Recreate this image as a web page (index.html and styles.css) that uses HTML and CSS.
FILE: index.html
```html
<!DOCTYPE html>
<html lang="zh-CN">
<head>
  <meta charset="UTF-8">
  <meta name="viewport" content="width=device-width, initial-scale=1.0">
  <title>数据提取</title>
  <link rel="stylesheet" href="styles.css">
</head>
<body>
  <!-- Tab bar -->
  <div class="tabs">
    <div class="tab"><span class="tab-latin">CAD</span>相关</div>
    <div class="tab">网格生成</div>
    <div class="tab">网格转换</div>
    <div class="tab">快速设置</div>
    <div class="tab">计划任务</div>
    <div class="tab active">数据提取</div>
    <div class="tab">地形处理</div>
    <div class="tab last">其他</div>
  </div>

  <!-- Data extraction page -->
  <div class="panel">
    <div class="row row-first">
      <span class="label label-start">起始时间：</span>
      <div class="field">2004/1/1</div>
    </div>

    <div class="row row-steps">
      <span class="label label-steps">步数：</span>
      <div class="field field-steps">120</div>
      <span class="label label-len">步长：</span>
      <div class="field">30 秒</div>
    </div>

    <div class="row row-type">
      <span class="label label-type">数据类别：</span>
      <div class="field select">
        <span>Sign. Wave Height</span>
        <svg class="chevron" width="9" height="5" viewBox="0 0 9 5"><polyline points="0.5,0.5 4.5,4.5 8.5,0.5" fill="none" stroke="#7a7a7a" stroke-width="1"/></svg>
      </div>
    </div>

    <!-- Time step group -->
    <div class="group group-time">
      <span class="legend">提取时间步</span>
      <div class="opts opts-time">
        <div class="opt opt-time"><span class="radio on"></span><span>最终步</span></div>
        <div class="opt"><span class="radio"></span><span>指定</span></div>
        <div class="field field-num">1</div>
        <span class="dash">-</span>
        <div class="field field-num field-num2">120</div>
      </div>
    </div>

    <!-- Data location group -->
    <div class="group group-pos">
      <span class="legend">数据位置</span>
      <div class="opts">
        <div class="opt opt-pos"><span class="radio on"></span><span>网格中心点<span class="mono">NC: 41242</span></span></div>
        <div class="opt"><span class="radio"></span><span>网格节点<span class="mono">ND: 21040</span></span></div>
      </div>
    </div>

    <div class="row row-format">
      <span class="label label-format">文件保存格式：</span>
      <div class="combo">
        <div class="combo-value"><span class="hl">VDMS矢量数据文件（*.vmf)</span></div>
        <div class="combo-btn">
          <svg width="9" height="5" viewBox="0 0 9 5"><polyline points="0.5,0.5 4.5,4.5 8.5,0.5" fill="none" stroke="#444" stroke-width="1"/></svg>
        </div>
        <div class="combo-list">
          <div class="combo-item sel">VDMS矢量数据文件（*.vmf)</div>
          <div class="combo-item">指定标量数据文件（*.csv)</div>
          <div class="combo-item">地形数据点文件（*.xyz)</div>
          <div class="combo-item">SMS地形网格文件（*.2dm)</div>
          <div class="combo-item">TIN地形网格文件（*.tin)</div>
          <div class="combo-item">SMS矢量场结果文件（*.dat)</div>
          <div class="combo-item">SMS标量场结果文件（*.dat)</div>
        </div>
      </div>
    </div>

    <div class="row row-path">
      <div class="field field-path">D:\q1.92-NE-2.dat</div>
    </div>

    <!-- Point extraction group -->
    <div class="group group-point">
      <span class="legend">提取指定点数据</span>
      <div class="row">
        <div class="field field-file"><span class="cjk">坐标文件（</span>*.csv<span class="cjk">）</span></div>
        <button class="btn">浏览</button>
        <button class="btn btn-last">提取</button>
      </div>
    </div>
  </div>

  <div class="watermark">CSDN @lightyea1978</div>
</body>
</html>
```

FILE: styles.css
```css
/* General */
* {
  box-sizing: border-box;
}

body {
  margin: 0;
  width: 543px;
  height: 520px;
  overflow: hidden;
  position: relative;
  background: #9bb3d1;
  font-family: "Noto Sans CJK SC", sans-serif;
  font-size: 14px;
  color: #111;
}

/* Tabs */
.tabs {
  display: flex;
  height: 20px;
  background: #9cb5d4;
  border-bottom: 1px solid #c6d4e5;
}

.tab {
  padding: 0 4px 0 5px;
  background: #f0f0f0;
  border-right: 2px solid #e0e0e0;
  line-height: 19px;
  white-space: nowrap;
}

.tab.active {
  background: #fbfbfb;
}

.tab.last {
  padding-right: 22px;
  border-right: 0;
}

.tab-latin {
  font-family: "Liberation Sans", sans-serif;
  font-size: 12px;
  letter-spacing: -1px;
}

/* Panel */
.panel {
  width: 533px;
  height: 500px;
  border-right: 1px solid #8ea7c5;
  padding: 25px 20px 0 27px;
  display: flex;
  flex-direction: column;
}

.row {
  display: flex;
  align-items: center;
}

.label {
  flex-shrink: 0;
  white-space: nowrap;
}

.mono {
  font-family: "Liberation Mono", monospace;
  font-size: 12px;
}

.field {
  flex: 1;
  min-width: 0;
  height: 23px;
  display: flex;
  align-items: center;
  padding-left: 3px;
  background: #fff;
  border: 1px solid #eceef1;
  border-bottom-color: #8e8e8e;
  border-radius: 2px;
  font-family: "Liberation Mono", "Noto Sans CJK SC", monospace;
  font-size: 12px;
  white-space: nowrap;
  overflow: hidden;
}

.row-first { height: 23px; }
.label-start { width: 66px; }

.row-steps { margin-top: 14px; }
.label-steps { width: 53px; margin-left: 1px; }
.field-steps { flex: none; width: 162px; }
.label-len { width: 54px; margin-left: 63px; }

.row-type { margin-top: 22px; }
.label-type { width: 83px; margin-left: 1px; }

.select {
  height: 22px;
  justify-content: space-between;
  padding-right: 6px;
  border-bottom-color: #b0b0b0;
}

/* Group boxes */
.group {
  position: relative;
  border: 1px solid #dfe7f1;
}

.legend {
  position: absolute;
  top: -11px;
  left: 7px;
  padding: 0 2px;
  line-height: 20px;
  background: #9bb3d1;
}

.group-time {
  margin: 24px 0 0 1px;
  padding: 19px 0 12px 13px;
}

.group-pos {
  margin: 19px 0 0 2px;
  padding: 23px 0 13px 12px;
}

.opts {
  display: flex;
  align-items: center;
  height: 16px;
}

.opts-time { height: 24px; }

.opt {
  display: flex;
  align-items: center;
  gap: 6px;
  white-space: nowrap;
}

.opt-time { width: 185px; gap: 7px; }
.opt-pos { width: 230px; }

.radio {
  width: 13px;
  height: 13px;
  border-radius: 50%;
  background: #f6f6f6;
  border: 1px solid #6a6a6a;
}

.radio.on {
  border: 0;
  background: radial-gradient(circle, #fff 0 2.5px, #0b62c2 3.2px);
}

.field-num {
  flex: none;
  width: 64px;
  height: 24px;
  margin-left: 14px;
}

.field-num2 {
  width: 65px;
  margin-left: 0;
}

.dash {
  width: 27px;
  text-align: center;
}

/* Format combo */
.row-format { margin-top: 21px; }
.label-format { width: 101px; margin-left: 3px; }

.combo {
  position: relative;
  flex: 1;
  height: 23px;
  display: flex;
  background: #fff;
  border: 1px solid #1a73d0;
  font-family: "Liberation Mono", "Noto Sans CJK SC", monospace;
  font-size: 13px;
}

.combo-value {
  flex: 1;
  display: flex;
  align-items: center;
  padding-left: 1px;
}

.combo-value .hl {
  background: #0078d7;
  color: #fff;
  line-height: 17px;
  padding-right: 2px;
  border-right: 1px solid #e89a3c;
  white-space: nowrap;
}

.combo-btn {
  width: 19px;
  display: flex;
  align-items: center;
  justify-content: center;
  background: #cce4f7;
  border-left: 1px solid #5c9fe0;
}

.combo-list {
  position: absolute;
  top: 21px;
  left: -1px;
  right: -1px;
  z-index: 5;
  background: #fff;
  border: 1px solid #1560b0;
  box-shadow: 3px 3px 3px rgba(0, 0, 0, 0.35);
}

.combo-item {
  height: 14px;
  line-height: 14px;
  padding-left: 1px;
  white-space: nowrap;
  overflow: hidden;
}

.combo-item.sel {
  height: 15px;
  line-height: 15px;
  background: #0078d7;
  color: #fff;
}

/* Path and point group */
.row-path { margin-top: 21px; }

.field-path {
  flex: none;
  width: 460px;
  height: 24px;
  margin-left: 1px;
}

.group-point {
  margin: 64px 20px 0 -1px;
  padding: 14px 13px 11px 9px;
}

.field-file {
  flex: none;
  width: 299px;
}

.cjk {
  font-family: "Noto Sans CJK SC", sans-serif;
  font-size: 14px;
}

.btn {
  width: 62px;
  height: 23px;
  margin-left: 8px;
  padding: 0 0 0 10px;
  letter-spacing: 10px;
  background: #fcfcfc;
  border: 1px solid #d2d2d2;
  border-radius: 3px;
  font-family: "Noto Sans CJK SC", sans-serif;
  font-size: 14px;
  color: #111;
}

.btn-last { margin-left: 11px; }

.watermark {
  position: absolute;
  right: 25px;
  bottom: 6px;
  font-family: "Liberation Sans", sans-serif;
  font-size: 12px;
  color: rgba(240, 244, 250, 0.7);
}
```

—————

▶ [What the task requires] Find how many lines in the listing contain the word "index" and give that count alone.

▶ [The response] 3